▶ _PROBLEM STATEMENT_:
Make an exact copy of the listing below.

▶ _PROVIDED MATERIAL_:
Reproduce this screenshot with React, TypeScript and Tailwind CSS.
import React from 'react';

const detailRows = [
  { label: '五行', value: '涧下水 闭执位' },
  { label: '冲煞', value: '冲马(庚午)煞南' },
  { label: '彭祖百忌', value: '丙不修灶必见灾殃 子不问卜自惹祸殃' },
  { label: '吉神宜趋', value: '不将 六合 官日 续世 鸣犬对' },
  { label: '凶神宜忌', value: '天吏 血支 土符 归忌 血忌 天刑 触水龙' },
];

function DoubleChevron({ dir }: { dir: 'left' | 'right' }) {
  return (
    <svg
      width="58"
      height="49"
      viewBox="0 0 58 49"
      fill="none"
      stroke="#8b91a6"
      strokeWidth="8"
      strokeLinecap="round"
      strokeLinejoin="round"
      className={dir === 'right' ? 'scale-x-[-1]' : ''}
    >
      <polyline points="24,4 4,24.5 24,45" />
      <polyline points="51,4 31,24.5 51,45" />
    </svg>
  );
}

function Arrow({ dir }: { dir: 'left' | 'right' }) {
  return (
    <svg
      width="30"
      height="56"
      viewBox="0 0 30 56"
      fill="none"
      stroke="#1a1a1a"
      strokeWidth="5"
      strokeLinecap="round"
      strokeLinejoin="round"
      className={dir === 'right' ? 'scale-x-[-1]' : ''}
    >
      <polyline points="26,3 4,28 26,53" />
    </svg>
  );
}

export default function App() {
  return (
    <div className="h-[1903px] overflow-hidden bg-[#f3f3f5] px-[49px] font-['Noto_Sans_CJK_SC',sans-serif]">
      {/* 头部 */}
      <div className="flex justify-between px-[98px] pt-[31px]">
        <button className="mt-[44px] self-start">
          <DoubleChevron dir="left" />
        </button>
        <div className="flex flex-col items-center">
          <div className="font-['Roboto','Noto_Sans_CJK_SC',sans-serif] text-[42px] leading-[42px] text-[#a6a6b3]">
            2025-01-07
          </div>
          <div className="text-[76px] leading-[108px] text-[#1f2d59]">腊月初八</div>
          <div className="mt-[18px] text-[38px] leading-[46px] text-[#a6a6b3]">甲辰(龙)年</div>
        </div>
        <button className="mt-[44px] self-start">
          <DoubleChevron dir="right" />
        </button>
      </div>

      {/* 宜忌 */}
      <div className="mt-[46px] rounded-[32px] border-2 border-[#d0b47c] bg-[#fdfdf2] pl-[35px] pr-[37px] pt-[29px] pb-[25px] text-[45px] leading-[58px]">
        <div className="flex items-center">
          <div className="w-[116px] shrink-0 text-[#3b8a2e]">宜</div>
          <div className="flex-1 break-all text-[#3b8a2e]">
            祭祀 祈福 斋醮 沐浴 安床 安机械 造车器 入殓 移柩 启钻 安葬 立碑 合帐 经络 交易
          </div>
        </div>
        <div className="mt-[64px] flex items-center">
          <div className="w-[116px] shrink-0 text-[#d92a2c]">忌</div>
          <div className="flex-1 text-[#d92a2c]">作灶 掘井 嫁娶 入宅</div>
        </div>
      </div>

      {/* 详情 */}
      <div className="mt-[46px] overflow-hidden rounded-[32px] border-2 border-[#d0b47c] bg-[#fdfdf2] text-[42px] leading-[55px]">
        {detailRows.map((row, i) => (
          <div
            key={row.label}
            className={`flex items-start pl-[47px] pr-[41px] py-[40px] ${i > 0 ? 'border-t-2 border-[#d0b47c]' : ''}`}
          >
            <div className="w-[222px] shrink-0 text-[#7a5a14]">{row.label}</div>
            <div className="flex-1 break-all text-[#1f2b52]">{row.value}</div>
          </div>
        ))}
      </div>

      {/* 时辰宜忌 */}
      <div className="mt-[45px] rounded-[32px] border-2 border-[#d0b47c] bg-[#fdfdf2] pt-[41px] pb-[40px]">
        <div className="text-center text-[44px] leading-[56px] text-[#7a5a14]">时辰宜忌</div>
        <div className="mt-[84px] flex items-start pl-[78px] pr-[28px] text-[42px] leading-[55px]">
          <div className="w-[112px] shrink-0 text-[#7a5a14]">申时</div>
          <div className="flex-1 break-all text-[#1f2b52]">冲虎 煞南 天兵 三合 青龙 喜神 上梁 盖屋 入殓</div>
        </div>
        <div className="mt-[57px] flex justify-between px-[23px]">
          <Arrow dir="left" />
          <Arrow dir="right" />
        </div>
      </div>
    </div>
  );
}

▶ _THE SOLUTION_:
Reproduce this screenshot with React, TypeScript and Tailwind CSS.
import React from 'react';

const detailRows = [
  { label: '五行', value: '涧下水 闭执位' },
  { label: '冲煞', value: '冲马(庚午)煞南' },
  { label: '彭祖百忌', value: '丙不修灶必见灾殃 子不问卜自惹祸殃' },
  { label: '吉神宜趋', value: '不将 六合 官日 续世 鸣犬对' },
  { label: '凶神宜忌', value: '天吏 血支 土符 归忌 血忌 天刑 触水龙' },
];

function DoubleChevron({ dir }: { dir: 'left' | 'right' }) {
  return (
    <svg
      width="58"
      height="49"
      viewBox="0 0 58 49"
      fill="none"
      stroke="#8b91a6"
      strokeWidth="8"
      strokeLinecap="round"
      strokeLinejoin="round"
      className={dir === 'right' ? 'scale-x-[-1]' : ''}
    >
      <polyline points="24,4 4,24.5 24,45" />
      <polyline points="51,4 31,24.5 51,45" />
    </svg>
  );
}

function Arrow({ dir }: { dir: 'left' | 'right' }) {
  return (
    <svg
      width="30"
      height="56"
      viewBox="0 0 30 56"
      fill="none"
      stroke="#1a1a1a"
      strokeWidth="5"
      strokeLinecap="round"
      strokeLinejoin="round"
      className={dir === 'right' ? 'scale-x-[-1]' : ''}
    >
      <polyline points="26,3 4,28 26,53" />
    </svg>
  );
}

export default function App() {
  return (
    <div className="h-[1903px] overflow-hidden bg-[#f3f3f5] px-[49px] font-['Noto_Sans_CJK_SC',sans-serif]">
      {/* 头部 */}
      <div className="flex justify-between px-[98px] pt-[31px]">
        <button className="mt-[44px] self-start">
          <DoubleChevron dir="left" />
        </button>
        <div className="flex flex-col items-center">
          <div className="font-['Roboto','Noto_Sans_CJK_SC',sans-serif] text-[42px] leading-[42px] text-[#a6a6b3]">
            2025-01-07
          </div>
          <div className="text-[76px] leading-[108px] text-[#1f2d59]">腊月初八</div>
          <div className="mt-[18px] text-[38px] leading-[46px] text-[#a6a6b3]">甲辰(龙)年</div>
        </div>
        <button className="mt-[44px] self-start">
          <DoubleChevron dir="right" />
        </button>
      </div>

      {/* 宜忌 */}
      <div className="mt-[46px] rounded-[32px] border-2 border-[#d0b47c] bg-[#fdfdf2] pl-[35px] pr-[37px] pt-[29px] pb-[25px] text-[45px] leading-[58px]">
        <div className="flex items-center">
          <div className="w-[116px] shrink-0 text-[#3b8a2e]">宜</div>
          <div className="flex-1 break-all text-[#3b8a2e]">
            祭祀 祈福 斋醮 沐浴 安床 安机械 造车器 入殓 移柩 启钻 安葬 立碑 合帐 经络 交易
          </div>
        </div>
        <div className="mt-[64px] flex items-center">
          <div className="w-[116px] shrink-0 text-[#d92a2c]">忌</div>
          <div className="flex-1 text-[#d92a2c]">作灶 掘井 嫁娶 入宅</div>
        </div>
      </div>

      {/* 详情 */}
      <div className="mt-[46px] overflow-hidden rounded-[32px] border-2 border-[#d0b47c] bg-[#fdfdf2] text-[42px] leading-[55px]">
        {detailRows.map((row, i) => (
          <div
            key={row.label}
            className={`flex items-start pl-[47px] pr-[41px] py-[40px] ${i > 0 ? 'border-t-2 border-[#d0b47c]' : ''}`}
          >
            <div className="w-[222px] shrink-0 text-[#7a5a14]">{row.label}</div>
            <div className="flex-1 break-all text-[#1f2b52]">{row.value}</div>
          </div>
        ))}
      </div>

      {/* 时辰宜忌 */}
      <div className="mt-[45px] rounded-[32px] border-2 border-[#d0b47c] bg-[#fdfdf2] pt-[41px] pb-[40px]">
        <div className="text-center text-[44px] leading-[56px] text-[#7a5a14]">时辰宜忌</div>
        <div className="mt-[84px] flex items-start pl-[78px] pr-[28px] text-[42px] leading-[55px]">
          <div className="w-[112px] shrink-0 text-[#7a5a14]">申时</div>
          <div className="flex-1 break-all text-[#1f2b52]">冲虎 煞南 天兵 三合 青龙 喜神 上梁 盖屋 入殓</div>
        </div>
        <div className="mt-[57px] flex justify-between px-[23px]">
          <Arrow dir="left" />
          <Arrow dir="right" />
        </div>
      </div>
    </div>
  );
}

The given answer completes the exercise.